The Los Angeles-based company plans to have its first model, a sleek speed boat called the Arc One, ready for sale by the end of 2021, after which the company hopes to manufacture limited editions of the craft. Backed by Andreessen Horowitz with participation from Chris Sacca’s Lowercarbon Capital fund, the company has raised $4.25 million in seed funding.
Chief Executive Officer Mitch Lee founded the Arc Boat Co. with his college friend Ryan Cook, who shares a passion for sustainability and nature. Cook and Lee both majored in mechanical engineering at Northwestern University and have been working together since Lee helped recruit Cook to Boeing Co. After Boeing, Cook spent seven years at Elon Musk’s Space Exploration Technologies Corp. where, according to his LinkedIn profile, Cook worked on the first stage of the Falcon 9 rocket. All of Arc’s employees except Lee have a background at SpaceX.
“The amount of carryover between rocket-building and boat-building is actually surprisingly high,” Lee said.

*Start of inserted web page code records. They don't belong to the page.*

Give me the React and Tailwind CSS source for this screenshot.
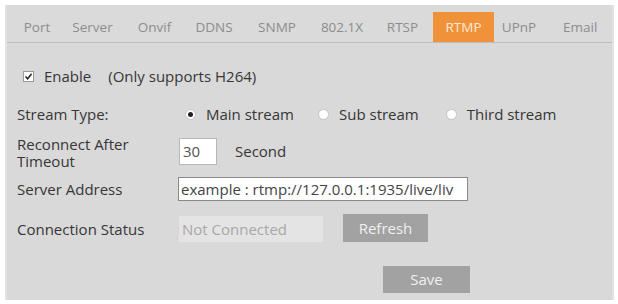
import React from "react";

const tabs = [
  { t: "Port", w: "w-[50px]" },
  { t: "Server", w: "w-[61px]" },
  { t: "Onvif", w: "w-[63px]" },
  { t: "DDNS", w: "w-[56px]" },
  { t: "SNMP", w: "w-[70px]" },
  { t: "802.1X", w: "w-[60px]" },
  { t: "RTSP", w: "w-[61px]" },
  { t: "RTMP", w: "w-[61px]" },
  { t: "UPnP", w: "w-[50px]" },
];

function Radio({ checked }) {
  return (
    <span className="inline-flex h-[11px] w-[11px] items-center justify-center rounded-full border border-[#c4c4c4] bg-white">
      {checked && <span className="h-[5px] w-[5px] rounded-full bg-[#222]" />}
    </span>
  );
}

export default function App() {
  return (
    <div className="h-[304px] w-[618px] bg-white pl-[5px] pt-[5px] font-['Open_Sans','Noto_Sans',sans-serif] text-[15px] text-[#363636]">
      <div className="flex h-[295px] w-[609px] flex-col border-x-2 border-[#e2e2e2] bg-[#d9d9d9]">
        <div className="flex h-[38px] items-end border-b border-[#bdbdbd] bg-[#dadada] pl-[5px] text-[13.5px]">
          {tabs.map(({ t, w }) => (
            <div
              key={t}
              className={`flex h-[30px] shrink-0 items-center justify-center ${w} ${t === "RTMP" ? "bg-[#f0923a] text-[#fde9d6]" : "text-[#8d8d8d]"}`}
            >
              {t}
            </div>
          ))}
          <div className="flex h-[30px] items-center pl-[19px] text-[#8d8d8d]">Email</div>
        </div>
        <div className="flex flex-col pl-[10px] pt-[19px]">
          <div className="flex h-[28px] items-center pl-[6px]">
            <span className="flex h-[11px] w-[11px] items-center justify-center border border-[#9a9a9a] bg-white">
              <svg width="9" height="9" viewBox="0 0 9 9"><path d="M1.5 4.5 L3.6 6.8 L7.6 1.8" fill="none" stroke="#222" strokeWidth="1.5" /></svg>
            </span>
            <span className="ml-[10px]">Enable</span>
            <span className="ml-[17px]">(Only supports H264)</span>
          </div>
          <div className="mt-[13px] flex h-[22px] items-center">
            <span className="w-[168px]">Stream Type:</span>
            <span className="flex items-center gap-[10px]"><Radio checked />Main stream</span>
            <span className="ml-[24px] flex items-center gap-[10px]"><Radio />Sub stream</span>
            <span className="ml-[27px] flex items-center gap-[10px]"><Radio />Third stream</span>
          </div>
          <div className="mt-[13px] flex h-[27px] items-center">
            <div className="flex w-[162px] flex-col pt-[2px]">
              <span className="h-[17px] leading-[17px]">Reconnect After</span>
              <span className="h-[17px] leading-[17px]">Timeout</span>
            </div>
            <div className="flex h-[27px] w-[38px] items-center border border-[#b8b8b8] bg-white pl-[3px] text-[#555]">30</div>
            <span className="ml-[18px]">Second</span>
          </div>
          <div className="mt-[12px] flex h-[24px] items-center">
            <span className="w-[161px]">Server Address</span>
            <div className="flex h-[24px] w-[290px] items-center overflow-hidden whitespace-nowrap border border-[#8a8a8a] bg-white pl-[2px] text-[#444]">
              example : rtmp://127.0.0.1:1935/live/liv
            </div>
          </div>
          <div className="mt-[13px] flex h-[29px] items-start">
            <span className="w-[162px] pt-[4px]">Connection Status</span>
            <div className="mt-[2px] flex h-[26px] w-[144px] items-center bg-[#e4e4e4] pl-[3px] text-[#a8a8a8]">Not Connected</div>
            <div className="ml-[20px] flex h-[28px] w-[85px] items-center justify-center bg-[#a2a2a2] text-[#f0f0f0]">Refresh</div>
          </div>
          <div className="mt-[23px] flex pl-[366px]">
            <div className="flex h-[27px] w-[87px] items-center justify-center bg-[#a2a2a2] text-[#f0f0f0]">Save</div>
          </div>
        </div>
      </div>
    </div>
  );
}
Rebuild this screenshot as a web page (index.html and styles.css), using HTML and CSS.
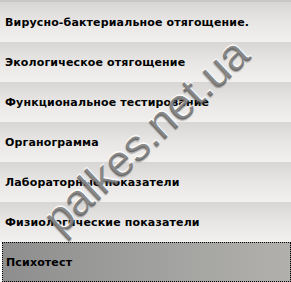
FILE: index.html
```html
<!DOCTYPE html>
<html>
<head>
<meta charset="utf-8">
<link rel="stylesheet" href="styles.css">
</head>
<body>
<div class="menu">
  <div class="item">Вирусно-бактериальное отягощение.</div>
  <div class="item">Экологическое отягощение</div>
  <div class="item">Функциональное тестирование</div>
  <div class="item">Органограмма</div>
  <div class="item">Лабораторные показатели</div>
  <div class="item">Физиологические показатели</div>
  <div class="item active">Психотест</div>
  <div class="watermark">palkes.net.ua</div>
</div>
</body>
</html>
```
FILE: styles.css
```css
html, body {
  margin: 0;
  padding: 0;
  background: #ffffff;
}
.menu {
  position: relative;
  width: 291px;
  height: 282px;
  overflow: hidden;
  border-top: 2px solid #c9c8c6;
  box-sizing: border-box;
  display: flex;
  flex-direction: column;
}
.item {
  height: 40px;
  flex: none;
  display: flex;
  align-items: center;
  padding-left: 5px;
  font-family: "DejaVu Sans", Verdana, sans-serif;
  font-weight: bold;
  font-size: 11px;
  letter-spacing: 0.15px;
  color: #000;
  background: linear-gradient(to bottom, #d7d6d4 0%, #e6e5e3 45%, #f1f0ee 100%);
  box-sizing: border-box;
}
.item.active {
  background: linear-gradient(to right, #8e8e8e 0%, #a3a3a1 60%, #b1b0ac 100%);
  border: 1px dotted #000;
  margin-left: 2px;
  padding-left: 3px;
}
.watermark {
  position: absolute;
  left: 1px;
  top: 112px;
  width: 290px;
  line-height: 44px;
  text-align: center;
  font-family: "Liberation Sans", Arial, sans-serif;
  font-size: 44px;
  color: rgba(70, 70, 70, 0.65);
  text-shadow: 1px -1px 1px rgba(255,255,255,0.9), -1px 1px 1px rgba(40,40,40,0.35);
  transform: rotate(-43deg);
  transform-origin: center center;
  white-space: nowrap;
  pointer-events: none;
}
```
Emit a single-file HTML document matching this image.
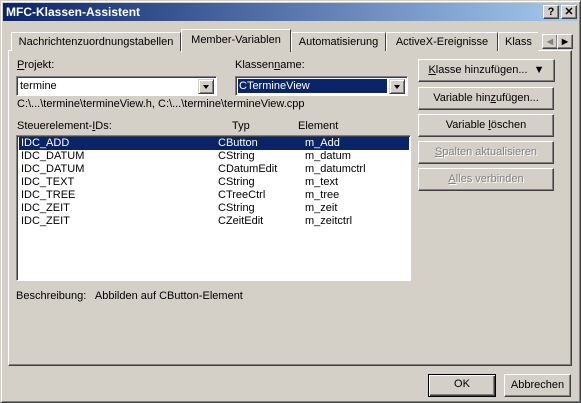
<!DOCTYPE html>
<html><head><style>
*{box-sizing:border-box}
body{margin:0;width:581px;height:403px;background:#d4d0c8;font-family:"Liberation Sans",sans-serif;font-size:11px;color:#000;position:relative;overflow:hidden}
.a{position:absolute;white-space:nowrap}
.win{position:absolute;left:0;top:0;width:581px;height:403px;border:1px solid;border-color:#d4d0c8 #404040 #404040 #d4d0c8;box-shadow:inset 1px 1px 0 #fff,inset -1px -1px 0 #808080}
.title{left:3px;top:3px;width:575px;height:18px;background:linear-gradient(90deg,#0a246a,#a6caf0);color:#fff;font-weight:bold;font-size:12px;line-height:18px;padding-left:3px}
.tb{width:16px;height:14px;background:#d4d0c8;border:1px solid;border-color:#fff #404040 #404040 #fff;box-shadow:inset -1px -1px 0 #808080;font-weight:bold;text-align:center;line-height:12px;color:#000;font-size:11px}
.btn{background:#d4d0c8;border:1px solid;border-color:#fff #404040 #404040 #fff;box-shadow:inset -1px -1px 0 #808080;text-align:center;line-height:20px}
.dis{color:#808080;text-shadow:1px 1px 0 #fff}
.panel{left:8px;top:50px;width:564px;height:316px;border:1px solid;border-color:#fff #404040 #404040 #fff;box-shadow:inset -1px -1px 0 #808080}
.tab{top:30px;height:21px;border:1px solid;border-bottom:none;border-color:#fff #404040 transparent #fff;line-height:19px;padding:0 6px;background:#d4d0c8;text-align:center}
.sunk{border:1px solid;border-color:#808080 #fff #fff #808080;box-shadow:inset 1px 1px 0 #404040;background:#fff}
.dd{position:absolute;right:2px;top:2px;width:16px;height:15px;background:#d4d0c8;border:1px solid;border-color:#d4d0c8 #404040 #404040 #d4d0c8;box-shadow:inset 1px 1px 0 #fff,inset -1px -1px 0 #808080}
.dd:after{content:"";position:absolute;left:4px;top:5px;border-left:3.5px solid transparent;border-right:3.5px solid transparent;border-top:4px solid #000}
u{text-decoration:underline}
.row{position:absolute;left:2px;width:390px;height:13px;line-height:13px}
.row span{position:absolute}
</style></head><body>
<div class="win"></div>
<div class="a title">MFC-Klassen-Assistent</div>
<div class="a tb" style="left:543px;top:5px">?</div>
<div class="a tb" style="left:561px;top:5px">✕</div>

<div class="a panel"></div>
<div class="a tab" style="left:11px;width:170px;top:32px;height:19px">Nachrichtenzuordnungstabellen</div>
<div class="a tab" style="left:291px;width:95px;top:32px;height:19px">Automatisierung</div>
<div class="a tab" style="left:386px;width:112px;top:32px;height:19px">ActiveX-Ereignisse</div>
<div class="a tab" style="left:498px;width:40px;top:32px;height:19px;border-right:none;text-align:left">Klass</div>
<div class="a tab" style="left:181px;top:29px;width:110px;height:23px;line-height:21px;z-index:2">Member-Variablen</div>
<div class="a tb" style="left:542px;top:34px;height:15px;color:#808080;font-size:8px;line-height:13px">◀</div>
<div class="a tb" style="left:557px;top:34px;height:15px;font-size:8px;line-height:13px">▶</div>

<div class="a" style="left:17px;top:59px"><u>P</u>rojekt:</div>
<div class="a sunk" style="left:16px;top:76px;width:201px;height:20px"><span class="a" style="left:3px;top:3px">termine</span><div class="dd"></div></div>
<div class="a" style="left:235px;top:59px">Klassen<u>n</u>ame:</div>
<div class="a sunk" style="left:235px;top:76px;width:173px;height:20px"><span class="a" style="left:2px;top:2px;width:149px;height:14px;background:#0a246a;color:#fff;outline:1px dotted #fff;padding-left:1px;line-height:14px">CTermineView</span><div class="dd"></div></div>
<div class="a" style="left:17px;top:98px">C:\...\termine\termineView.h, C:\...\termine\termineView.cpp</div>

<div class="a" style="left:17px;top:120px">Steuerelement-<u>I</u>Ds:</div>
<div class="a" style="left:232px;top:120px">Typ</div>
<div class="a" style="left:298px;top:120px">Element</div>
<div class="a sunk" style="left:16px;top:135px;width:395px;height:146px">
<div class="row" style="top:1px;background:#0a246a;color:#fff"><span style="left:2px">IDC_ADD</span><span style="left:199px">CButton</span><span style="left:286px">m_Add</span></div>
<div class="row" style="top:14px"><span style="left:2px">IDC_DATUM</span><span style="left:199px">CString</span><span style="left:286px">m_datum</span></div>
<div class="row" style="top:27px"><span style="left:2px">IDC_DATUM</span><span style="left:199px">CDatumEdit</span><span style="left:286px">m_datumctrl</span></div>
<div class="row" style="top:40px"><span style="left:2px">IDC_TEXT</span><span style="left:199px">CString</span><span style="left:286px">m_text</span></div>
<div class="row" style="top:53px"><span style="left:2px">IDC_TREE</span><span style="left:199px">CTreeCtrl</span><span style="left:286px">m_tree</span></div>
<div class="row" style="top:66px"><span style="left:2px">IDC_ZEIT</span><span style="left:199px">CString</span><span style="left:286px">m_zeit</span></div>
<div class="row" style="top:79px"><span style="left:2px">IDC_ZEIT</span><span style="left:199px">CZeitEdit</span><span style="left:286px">m_zeitctrl</span></div>
</div>

<div class="a btn" style="left:418px;top:59px;width:137px;height:23px;line-height:21px"><u>K</u>lasse hinzufügen... &nbsp;▼</div>
<div class="a btn" style="left:418px;top:87px;width:136px;height:23px;line-height:21px">Variable hin<u>z</u>ufügen...</div>
<div class="a btn" style="left:418px;top:114px;width:136px;height:23px;line-height:21px">Variable <u>l</u>öschen</div>
<div class="a btn dis" style="left:418px;top:141px;width:136px;height:23px;line-height:21px"><u>S</u>palten aktualisieren</div>
<div class="a btn dis" style="left:418px;top:168px;width:136px;height:23px;line-height:21px"><u>A</u>lles verbinden</div>

<div class="a" style="left:16px;top:290px">Beschreibung:&nbsp;&nbsp; Abbilden auf CButton-Element</div>

<div class="a btn" style="left:428px;top:374px;width:68px;height:23px;line-height:19px;border:1px solid #000;box-shadow:inset 1px 1px 0 #fff,inset -1px -1px 0 #404040,inset -2px -2px 0 #808080">OK</div>
<div class="a btn" style="left:504px;top:374px;width:67px;height:23px;line-height:21px">Abbrechen</div>
</body></html>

Arc wants to electrify boats “as quickly as possible, because that is good for the world,” Lee said. “I’m solving a problem that I’ve felt myself very dearly, which is that being on a boat is so fun but owning a boat is so painful for so many reasons and it’s awful for the environment.”
The electric boat market remains small, with only some 15,000 vessels sold last year, according to Cambridge-based researcher IDTechEx, but is starting to take off as the technology improves, battery prices fall and consumers increasingly look for more sustainable options. IDTechEx expects the market for electric leisure boats to reach 70,000 shipments per year by the end of the decade and be worth $1.4 billion. Prices will have to come down further, Lee acknowledges, before boats sold by Arc and its peers become more than niche products for wealthy buyers.
Luke Gear, an analyst at IDTechEx, says because policymakers haven’t made the electrification of boats a priority, the nascent market will lag behind the auto sector. “We’re really limited to wealthy enthusiasts who want to pay the extra money to go electric for peace of mind because they care about the environment, but there’s no one forcing anyone to do that. So naturally, you’re not going to see that and have the double-digit growth that’s coming from other sectors.”
Arc’s competitive advantage is battery capacity, according to Lee, a key differentiator because boats require a lot more energy than cars to travel the same distance. Arc models will feature batteries with 200 kilowatt-hours of capacity, compared with about 125 kilowatt-hours or less for other electric pleasure boats, Lee said. The batteries will be built in-house and make possible “the highest performance boat in its class by far.”
Lee has partly modeled Arc’s approach on the Tesla Inc. blueprint: enter the market with upscale models, produce them at sufficient volumes to cover research and development costs and then gradually move down market.
Arc has a flotilla of competition already. In 2019, Swedish startup, XShore launched a similarly priced, all-electric boat and introduced it to the U.S. earlier this year. Orlando, Florida-based Nautique Boat Company Inc. sells similarly priced craft. And publicly listed Vision Marine Technologies, (formerly the Canadian Electric Boat Company) sells a range of battery-powered boats and outboard motors.